## START DATASET EXTRACT

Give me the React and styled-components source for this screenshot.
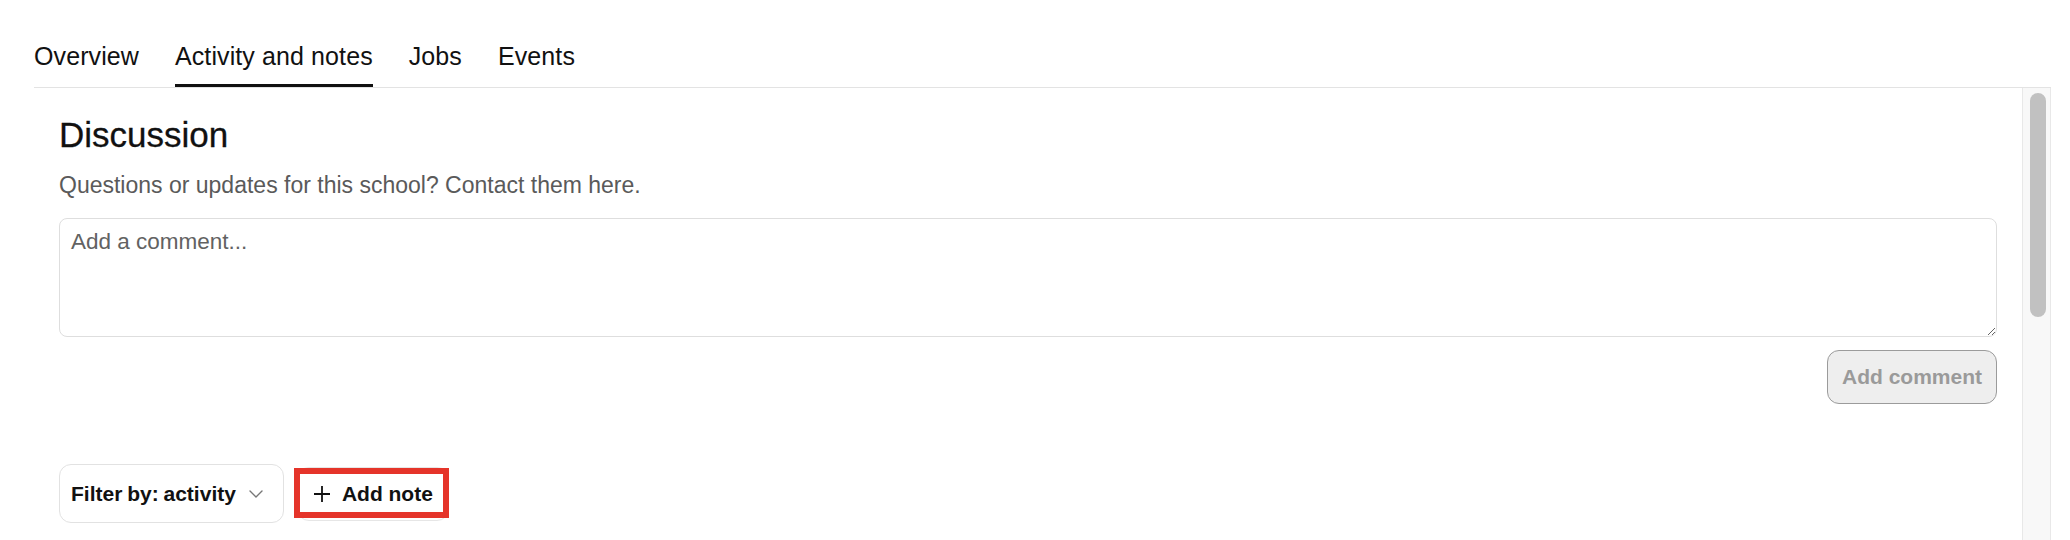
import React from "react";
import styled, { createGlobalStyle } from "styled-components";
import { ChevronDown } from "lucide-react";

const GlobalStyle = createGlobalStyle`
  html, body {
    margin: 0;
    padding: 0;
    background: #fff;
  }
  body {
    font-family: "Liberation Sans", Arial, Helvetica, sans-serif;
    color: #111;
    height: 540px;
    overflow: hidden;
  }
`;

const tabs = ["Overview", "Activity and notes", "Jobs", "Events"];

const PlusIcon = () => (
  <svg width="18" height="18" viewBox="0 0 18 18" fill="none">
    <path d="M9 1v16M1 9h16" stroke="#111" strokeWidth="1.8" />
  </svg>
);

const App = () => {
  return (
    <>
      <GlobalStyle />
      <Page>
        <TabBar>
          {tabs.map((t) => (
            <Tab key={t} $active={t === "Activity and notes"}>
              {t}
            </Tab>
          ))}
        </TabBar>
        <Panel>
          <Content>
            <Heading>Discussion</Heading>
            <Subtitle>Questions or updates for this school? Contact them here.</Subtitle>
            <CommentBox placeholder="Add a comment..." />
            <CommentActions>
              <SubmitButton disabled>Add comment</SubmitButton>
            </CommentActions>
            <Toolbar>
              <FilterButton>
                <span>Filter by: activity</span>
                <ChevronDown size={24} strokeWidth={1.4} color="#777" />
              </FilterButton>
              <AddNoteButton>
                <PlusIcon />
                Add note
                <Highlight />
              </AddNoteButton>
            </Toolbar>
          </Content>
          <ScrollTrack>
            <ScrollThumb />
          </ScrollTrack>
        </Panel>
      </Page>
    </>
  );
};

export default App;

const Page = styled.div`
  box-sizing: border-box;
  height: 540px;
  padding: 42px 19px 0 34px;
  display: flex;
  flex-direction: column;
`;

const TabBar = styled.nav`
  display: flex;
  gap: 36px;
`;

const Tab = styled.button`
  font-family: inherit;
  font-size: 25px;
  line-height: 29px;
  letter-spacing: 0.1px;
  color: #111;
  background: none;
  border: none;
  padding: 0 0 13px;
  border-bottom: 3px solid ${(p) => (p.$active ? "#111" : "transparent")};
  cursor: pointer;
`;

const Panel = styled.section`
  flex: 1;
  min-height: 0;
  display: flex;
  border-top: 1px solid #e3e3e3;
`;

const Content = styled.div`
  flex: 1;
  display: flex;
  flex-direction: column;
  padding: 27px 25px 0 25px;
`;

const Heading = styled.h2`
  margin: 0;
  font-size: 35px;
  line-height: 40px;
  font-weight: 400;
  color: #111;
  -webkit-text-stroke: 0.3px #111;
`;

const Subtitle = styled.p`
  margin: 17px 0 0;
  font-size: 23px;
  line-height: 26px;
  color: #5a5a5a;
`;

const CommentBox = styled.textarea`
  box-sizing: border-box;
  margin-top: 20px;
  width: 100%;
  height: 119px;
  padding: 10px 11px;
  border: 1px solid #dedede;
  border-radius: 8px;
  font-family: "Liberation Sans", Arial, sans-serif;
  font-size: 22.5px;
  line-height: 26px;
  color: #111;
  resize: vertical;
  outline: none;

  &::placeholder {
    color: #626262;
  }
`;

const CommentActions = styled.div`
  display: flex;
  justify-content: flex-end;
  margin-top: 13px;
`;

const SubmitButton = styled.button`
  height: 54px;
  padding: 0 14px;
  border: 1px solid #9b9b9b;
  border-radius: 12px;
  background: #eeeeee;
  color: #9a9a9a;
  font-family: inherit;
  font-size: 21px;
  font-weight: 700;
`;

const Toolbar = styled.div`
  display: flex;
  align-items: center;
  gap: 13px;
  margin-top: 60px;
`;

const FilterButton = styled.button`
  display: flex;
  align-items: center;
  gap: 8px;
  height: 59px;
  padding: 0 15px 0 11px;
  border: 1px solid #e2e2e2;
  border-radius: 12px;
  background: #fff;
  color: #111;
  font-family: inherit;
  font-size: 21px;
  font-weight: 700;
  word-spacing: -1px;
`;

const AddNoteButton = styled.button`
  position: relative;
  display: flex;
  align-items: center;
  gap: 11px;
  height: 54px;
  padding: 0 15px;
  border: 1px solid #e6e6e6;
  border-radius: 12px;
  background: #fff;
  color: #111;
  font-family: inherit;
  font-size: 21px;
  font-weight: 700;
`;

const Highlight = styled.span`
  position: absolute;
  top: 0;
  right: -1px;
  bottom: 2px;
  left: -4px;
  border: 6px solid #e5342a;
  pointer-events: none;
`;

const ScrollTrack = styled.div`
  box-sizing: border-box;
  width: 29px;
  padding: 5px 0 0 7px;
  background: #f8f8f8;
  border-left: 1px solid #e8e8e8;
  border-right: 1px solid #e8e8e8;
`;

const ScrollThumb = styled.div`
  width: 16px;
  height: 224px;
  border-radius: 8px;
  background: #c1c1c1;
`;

## END DATASET EXTRACT

Report all lines of the data that include the word "this".

Give me the React and styled-components source for this screenshot.
            <Subtitle>Questions or updates for this school? Contact them here.</Subtitle>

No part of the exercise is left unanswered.